# Exercise description
Find how many lines hold the word "component". Give only the number.

# Working data
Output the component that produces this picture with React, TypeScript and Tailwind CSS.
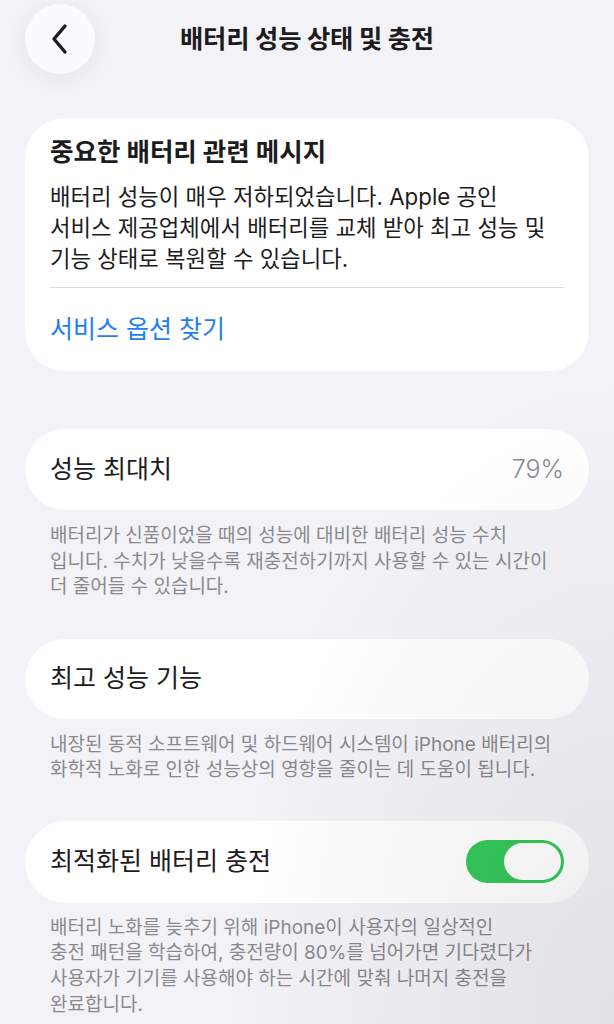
import React from "react";

const font = "font-['Inter','Noto_Sans_CJK_KR',sans-serif]";

function Toggle() {
  return (
    <div className="w-[98px] h-[43px] rounded-full bg-[#34c759] flex items-center justify-end pr-[3px]">
      <div className="w-[57px] h-[37px] rounded-full bg-white" />
    </div>
  );
}

export default function App() {
  return (
    <div className={`relative w-[614px] h-[1024px] overflow-hidden bg-[#f2f2f7] ${font} antialiased`}>
      {/* header */}
      <div className="flex items-center px-[25px] pt-[4px]">
        <div className="w-[70px] h-[70px] rounded-full bg-[#fbfbfd] shadow-[0_4px_24px_rgba(0,0,0,0.06)] flex items-center justify-center">
          <svg width="22" height="32" viewBox="0 0 22 32" fill="none">
            <path d="M16 3 L5 16 L16 29" stroke="#1c1c1e" strokeWidth="3.4" strokeLinecap="round" strokeLinejoin="round" />
          </svg>
        </div>
        <div className="flex-1 text-center text-[25.3px] leading-[32px] font-bold text-[#1c1c1e] tracking-[-0.2px]">
          배터리 성능 상태 및 충전
        </div>
        <div className="w-[70px]" />
      </div>

      <div className="px-[25px]">
        {/* card 1 */}
        <div className="mt-[44px] bg-white rounded-[40px] px-[25px] pt-[17px] pb-[26px]">
          <div className="text-[25.5px] leading-[33px] font-bold text-[#1c1c1e]">
            중요한 배터리 관련 메시지
          </div>
          <div className="mt-[13px] text-[22.3px] leading-[31px] text-[#1c1c1e]">
            배터리 성능이 매우 저하되었습니다. Apple 공인
            <br />
            서비스 제공업체에서 배터리를 교체 받아 최고 성능 및
            <br />
            기능 상태로 복원할 수 있습니다.
          </div>
          <div className="mt-[13px] h-px bg-[#dcdce0]" />
          <div className="mt-[25px] text-[25px] leading-[32px] text-[#1f7ff2]">
            서비스 옵션 찾기
          </div>
        </div>

        {/* card 2 */}
        <div className="mt-[58px] h-[81px] bg-white rounded-full px-[25px] flex items-center justify-between">
          <span className="text-[25px] text-[#1c1c1e]">성능 최대치</span>
          <span className="text-[25px] font-light text-[#8a8a8e]">79%</span>
        </div>
        <div className="mt-[13px] px-[25px] text-[19px] leading-[25.5px] text-[#8a8a8e]">
          배터리가 신품이었을 때의 성능에 대비한 배터리 성능 수치
          <br />
          입니다. 수치가 낮을수록 재충전하기까지 사용할 수 있는 시간이
          <br />
          더 줄어들 수 있습니다.
        </div>

        {/* card 3 */}
        <div className="mt-[39px] h-[80px] bg-white rounded-full px-[25px] flex items-center">
          <span className="text-[25px] text-[#1c1c1e]">최고 성능 기능</span>
        </div>
        <div className="mt-[13px] px-[25px] text-[19px] leading-[25.5px] text-[#8a8a8e]">
          내장된 동적 소프트웨어 및 하드웨어 시스템이 iPhone 배터리의
          <br />
          화학적 노화로 인한 성능상의 영향을 줄이는 데 도움이 됩니다.
        </div>

        {/* card 4 */}
        <div className="mt-[38px] h-[82px] bg-white rounded-full pl-[25px] pr-[25px] flex items-center justify-between">
          <span className="text-[25px] text-[#1c1c1e]">최적화된 배터리 충전</span>
          <Toggle />
        </div>
        <div className="mt-[12px] px-[25px] text-[19px] leading-[25.8px] text-[#8a8a8e]">
          배터리 노화를 늦추기 위해 iPhone이 사용자의 일상적인
          <br />
          충전 패턴을 학습하여, 충전량이 80%를 넘어가면 기다렸다가
          <br />
          사용자가 기기를 사용해야 하는 시간에 맞춰 나머지 충전을
          <br />
          완료합니다.
        </div>
      </div>

      {/* vignette in bottom-right corner */}
      <div className="pointer-events-none absolute inset-0 bg-[radial-gradient(ellipse_at_100%_100%,rgba(0,0,0,0.07),rgba(0,0,0,0)_45%)]" />
    </div>
  );
}
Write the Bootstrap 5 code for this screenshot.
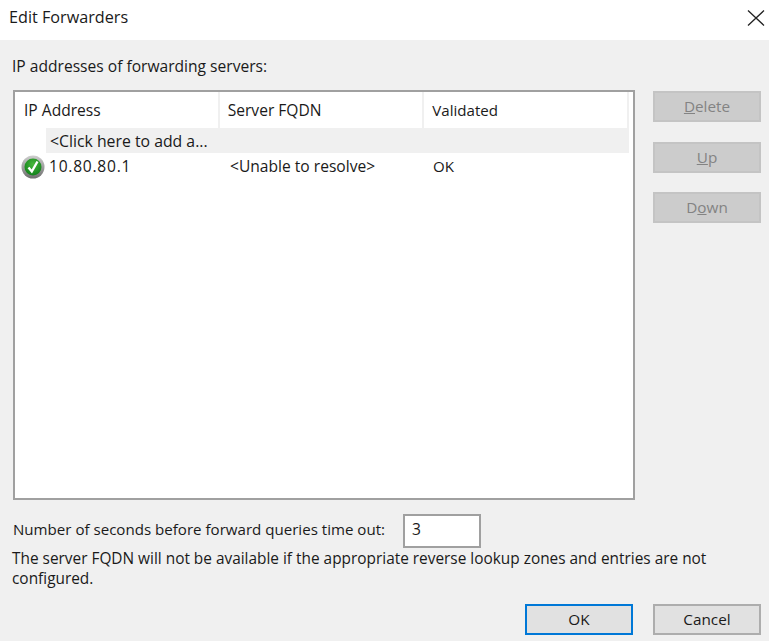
<!DOCTYPE html>
<html lang="en">
<head>
    <meta charset="UTF-8">
    <meta name="viewport" content="width=device-width, initial-scale=1.0">
    <title>Edit Forwarders</title>
    <link href="https://cdn.jsdelivr.net/npm/bootstrap@5.3.0/dist/css/bootstrap.min.css" rel="stylesheet">
    <style>
        html, body {
            height: 641px;
            overflow: hidden;
        }
        body {
            background: #f0f0f0;
            font-family: "Open Sans", "Liberation Sans", sans-serif;
            font-size: 15.6px;
            line-height: 19.5px;
            color: #1a1a1a;
        }
        .dlg-title {
            height: 40px;
            background: #fff;
            padding: 0 4px 4px 9px;
            font-size: 16.2px;
        }
        .dlg-body {
            padding: 17px 8px 0 13px;
        }
        .dlg-label {
            margin-left: -1px;
            height: 20px;
            margin-bottom: 13px;
        }
        .fwd-list {
            width: 622px;
            height: 410px;
            background: #fff;
            border: 2px solid #a0a0a0;
        }
        .fwd-head {
            height: 36px;
            width: 614px;
        }
        .fwd-head > div {
            width: 205px;
            padding-left: 8px;
            padding-top: 2px;
            border-right: 2px solid #f0f0f0;
        }
        .fwd-head > div:first-child {
            padding-left: 9px;
        }
        .fwd-narrow {
            font-size: 15.1px;
        }
        .fwd-add {
            height: 25px;
            margin-left: 31px;
            width: 583px;
            background: #f0f0f0;
            padding-left: 4px;
            padding-top: 2px;
            font-size: 15.8px;
        }
        .fwd-row {
            height: 27px;
            padding-left: 6px;
        }
        .fwd-ip {
            width: 171px;
            padding-left: 4px;
            letter-spacing: 0.75px;
        }
        .fwd-fqdn {
            width: 201px;
            padding-left: 14px;
        }
        .fwd-side {
            width: 108px;
            margin-left: 18px;
            padding-top: 1px;
            gap: 19.5px;
        }
        .win-btn {
            width: 108px;
            height: 31px;
            padding: 0;
            border-radius: 0;
            font-size: 15.3px;
            line-height: 19px;
            color: #1a1a1a;
            background: #e1e1e1;
            border: 2px solid #adadad;
        }
        .win-btn:disabled {
            background: #cccccc;
            border-color: #c4c4c4;
            color: #838383;
            opacity: 1;
        }
        .win-btn.is-default {
            border-color: #0078d7;
        }
        .timeout-row {
            margin-top: 14px;
            height: 34px;
        }
        .timeout-label {
            width: 390px;
            padding-bottom: 3px;
            font-size: 15.1px;
        }
        .timeout-input {
            width: 78px;
            height: 34px;
            border: 2px solid #a0a0a0;
            border-radius: 0;
            padding: 0 7px 4px;
            font-size: 15.6px;
            line-height: 19px;
            color: #1a1a1a;
            background: #fff;
            box-shadow: none;
        }
        .dlg-note {
            width: 740px;
            margin-top: 1px;
            margin-left: -1px;
            font-size: 15.4px;
        }
        .dlg-actions {
            margin-top: 16px;
            gap: 20px;
        }
        .dlg-close {
            width: 18px;
            height: 18px;
            background: none;
            border: 0;
            padding: 0;
        }
    </style>
</head>
<body>
    <div class="dlg-title d-flex align-items-center justify-content-between">
        <span>Edit Forwarders</span>
        <button type="button" class="dlg-close d-flex" aria-label="Close">
            <svg width="18" height="18" viewBox="0 0 18 18" fill="none" stroke="#222" stroke-width="1.3"><path d="M1 1.5 17 16.5M17 1.5 1 16.5"/></svg>
        </button>
    </div>
    <div class="dlg-body">
        <div class="dlg-label">IP addresses of forwarding servers:</div>
        <div class="d-flex">
            <div class="fwd-list">
                <div class="fwd-head d-flex">
                    <div class="d-flex align-items-center">IP Address</div>
                    <div class="d-flex align-items-center">Server FQDN</div>
                    <div class="d-flex align-items-center fwd-narrow">Validated</div>
                </div>
                <div class="fwd-add d-flex align-items-center">&lt;Click here to add a...</div>
                <div class="fwd-row d-flex align-items-center">
                    <svg width="24" height="24" viewBox="0 0 24 24">
                        <defs>
                            <linearGradient id="ringFill" x1="0" y1="0" x2="0" y2="1"><stop offset="0" stop-color="#cfcfcf"/><stop offset="1" stop-color="#6e6e6e"/></linearGradient>
                            <radialGradient id="ballFill" cx="0.5" cy="0.35" r="0.7"><stop offset="0" stop-color="#48b83c"/><stop offset="1" stop-color="#0d7d18"/></radialGradient>
                        </defs>
                        <circle cx="12" cy="12" r="11.5" fill="url(#ringFill)"/>
                        <circle cx="12" cy="12" r="8.5" fill="url(#ballFill)"/>
                        <path d="M7.5 12.5 10.8 16.5 16.5 6.5" fill="none" stroke="#fff" stroke-width="2.4"/>
                    </svg>
                    <div class="fwd-ip">10.80.80.1</div>
                    <div class="fwd-fqdn">&lt;Unable to resolve&gt;</div>
                    <div class="ms-3 fwd-narrow">OK</div>
                </div>
            </div>
            <div class="fwd-side d-flex flex-column">
                <button type="button" class="btn win-btn" disabled><u>D</u>elete</button>
                <button type="button" class="btn win-btn" disabled><u>U</u>p</button>
                <button type="button" class="btn win-btn" disabled>D<u>o</u>wn</button>
            </div>
        </div>
        <div class="timeout-row d-flex align-items-center">
            <label for="timeoutSecs" class="timeout-label">Number of seconds before forward queries time out:</label>
            <input id="timeoutSecs" type="text" class="form-control timeout-input" value="3">
        </div>
        <div class="dlg-note">The server FQDN will not be available if the appropriate reverse lookup zones and entries are not configured.</div>
        <div class="dlg-actions d-flex justify-content-end">
            <button type="button" class="btn win-btn is-default">OK</button>
            <button type="button" class="btn win-btn">Cancel</button>
        </div>
    </div>
    <script src="https://cdn.jsdelivr.net/npm/bootstrap@5.3.0/dist/js/bootstrap.bundle.min.js"></script>
</body>
</html>
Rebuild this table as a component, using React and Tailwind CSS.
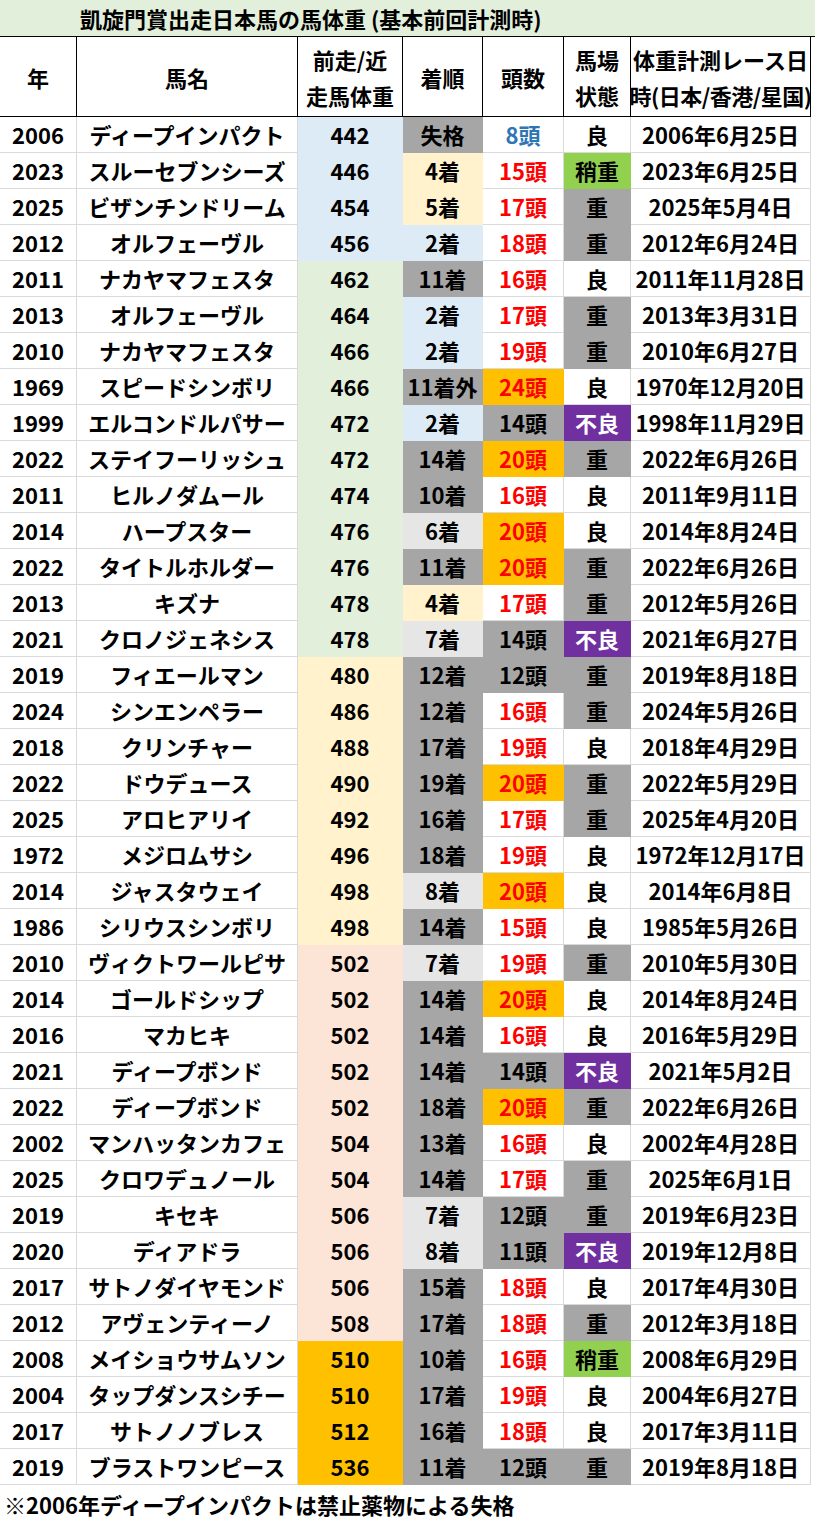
import React from "react";

const FONT = { fontFamily: '"Noto Sans CJK JP", "Noto Sans", sans-serif' };

// year, name, weight, rank, runners, going, date
const rows = [
  ["2006", "ディープインパクト", 442, "失格", 8, "良", "2006年6月25日"],
  ["2023", "スルーセブンシーズ", 446, "4着", 15, "稍重", "2023年6月25日"],
  ["2025", "ビザンチンドリーム", 454, "5着", 17, "重", "2025年5月4日"],
  ["2012", "オルフェーヴル", 456, "2着", 18, "重", "2012年6月24日"],
  ["2011", "ナカヤマフェスタ", 462, "11着", 16, "良", "2011年11月28日"],
  ["2013", "オルフェーヴル", 464, "2着", 17, "重", "2013年3月31日"],
  ["2010", "ナカヤマフェスタ", 466, "2着", 19, "重", "2010年6月27日"],
  ["1969", "スピードシンボリ", 466, "11着外", 24, "良", "1970年12月20日"],
  ["1999", "エルコンドルパサー", 472, "2着", 14, "不良", "1998年11月29日"],
  ["2022", "ステイフーリッシュ", 472, "14着", 20, "重", "2022年6月26日"],
  ["2011", "ヒルノダムール", 474, "10着", 16, "良", "2011年9月11日"],
  ["2014", "ハープスター", 476, "6着", 20, "良", "2014年8月24日"],
  ["2022", "タイトルホルダー", 476, "11着", 20, "重", "2022年6月26日"],
  ["2013", "キズナ", 478, "4着", 17, "重", "2012年5月26日"],
  ["2021", "クロノジェネシス", 478, "7着", 14, "不良", "2021年6月27日"],
  ["2019", "フィエールマン", 480, "12着", 12, "重", "2019年8月18日"],
  ["2024", "シンエンペラー", 486, "12着", 16, "重", "2024年5月26日"],
  ["2018", "クリンチャー", 488, "17着", 19, "良", "2018年4月29日"],
  ["2022", "ドウデュース", 490, "19着", 20, "重", "2022年5月29日"],
  ["2025", "アロヒアリイ", 492, "16着", 17, "重", "2025年4月20日"],
  ["1972", "メジロムサシ", 496, "18着", 19, "良", "1972年12月17日"],
  ["2014", "ジャスタウェイ", 498, "8着", 20, "良", "2014年6月8日"],
  ["1986", "シリウスシンボリ", 498, "14着", 15, "良", "1985年5月26日"],
  ["2010", "ヴィクトワールピサ", 502, "7着", 19, "重", "2010年5月30日"],
  ["2014", "ゴールドシップ", 502, "14着", 20, "良", "2014年8月24日"],
  ["2016", "マカヒキ", 502, "14着", 16, "良", "2016年5月29日"],
  ["2021", "ディープボンド", 502, "14着", 14, "不良", "2021年5月2日"],
  ["2022", "ディープボンド", 502, "18着", 20, "重", "2022年6月26日"],
  ["2002", "マンハッタンカフェ", 504, "13着", 16, "良", "2002年4月28日"],
  ["2025", "クロワデュノール", 504, "14着", 17, "重", "2025年6月1日"],
  ["2019", "キセキ", 506, "7着", 12, "重", "2019年6月23日"],
  ["2020", "ディアドラ", 506, "8着", 11, "不良", "2019年12月8日"],
  ["2017", "サトノダイヤモンド", 506, "15着", 18, "良", "2017年4月30日"],
  ["2012", "アヴェンティーノ", 508, "17着", 18, "重", "2012年3月18日"],
  ["2008", "メイショウサムソン", 510, "10着", 16, "稍重", "2008年6月29日"],
  ["2004", "タップダンスシチー", 510, "17着", 19, "良", "2004年6月27日"],
  ["2017", "サトノノブレス", 512, "16着", 18, "良", "2017年3月11日"],
  ["2019", "ブラストワンピース", 536, "11着", 12, "重", "2019年8月18日"],
];

const cols = "grid grid-cols-[77px_221px_105px_80px_81px_67px_180px]";

function weightCls(w) {
  if (w < 460) return "bg-[#ddebf7] border-[#ddebf7]";
  if (w < 480) return "bg-[#e2efda] border-[#e2efda]";
  if (w < 500) return "bg-[#fff2cc] border-[#fff2cc]";
  if (w < 510) return "bg-[#fce4d6] border-[#fce4d6]";
  return "bg-[#ffc000] border-[#ffc000]";
}

function rankCls(r) {
  const n = parseInt(r, 10);
  if (Number.isNaN(n) || r.endsWith("外")) return "bg-[#a6a6a6] border-[#a6a6a6]";
  if (n === 2) return "bg-[#ddebf7] border-[#ddebf7]";
  if (n <= 5) return "bg-[#fff2cc] border-[#fff2cc]";
  if (n <= 9) return "bg-[#e7e6e6] border-[#e7e6e6]";
  return "bg-[#a6a6a6] border-[#a6a6a6]";
}

function runnersCls(n) {
  if (n < 10) return "border-[#dadada] text-[#2e75b6]";
  if (n <= 14) return "bg-[#a6a6a6] border-[#a6a6a6]";
  if (n < 20) return "border-[#dadada] text-[#ff0000]";
  return "bg-[#ffc000] border-[#ffc000] text-[#ff0000]";
}

function goingCls(g) {
  if (g === "稍重") return "bg-[#92d050] border-[#92d050]";
  if (g === "重") return "bg-[#a6a6a6] border-[#a6a6a6]";
  if (g === "不良") return "bg-[#7030a0] border-[#7030a0] text-white";
  return "border-[#dadada]";
}

function Cell({ className = "", children }) {
  return (
    <div
      className={`flex h-[36px] items-center justify-center whitespace-nowrap border-b border-r ${className}`}
    >
      {children}
    </div>
  );
}

function HeadCell({ children }) {
  return (
    <div className="flex h-[80px] flex-col items-center justify-center whitespace-nowrap border-b border-r border-black leading-[36px]">
      {children}
    </div>
  );
}

export default function App() {
  return (
    <div className="w-[815px] bg-white text-[22px] font-bold text-black" style={FONT}>
      <div className="flex h-[36px] items-center bg-[#e2efda] pl-[80px]">
        凱旋門賞出走日本馬の馬体重 (基本前回計測時)
      </div>

      <div className={`${cols} border-t border-black`}>
        <HeadCell>年</HeadCell>
        <HeadCell>馬名</HeadCell>
        <HeadCell>
          <span>前走/近</span>
          <span>走馬体重</span>
        </HeadCell>
        <HeadCell>着順</HeadCell>
        <HeadCell>頭数</HeadCell>
        <HeadCell>
          <span>馬場</span>
          <span>状態</span>
        </HeadCell>
        <HeadCell>
          <span>体重計測レース日</span>
          <span className="tracking-[-0.5px]">時(日本/香港/星国)</span>
        </HeadCell>
      </div>

      {rows.map((r, i) => (
        <div key={i} className={cols}>
          <Cell className="border-[#dadada]">{r[0]}</Cell>
          <Cell className="border-[#dadada]">{r[1]}</Cell>
          <Cell className={weightCls(r[2])}>{r[2]}</Cell>
          <Cell className={rankCls(r[3])}>{r[3]}</Cell>
          <Cell className={runnersCls(r[4])}>{r[4]}頭</Cell>
          <Cell className={goingCls(r[5])}>{r[5]}</Cell>
          <Cell className="border-[#dadada]">{r[6]}</Cell>
        </div>
      ))}

      <div className="flex h-[38px] items-center pl-[4px]">
        ※2006年ディープインパクトは禁止薬物による失格
      </div>
    </div>
  );
}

# Answer to the problem
2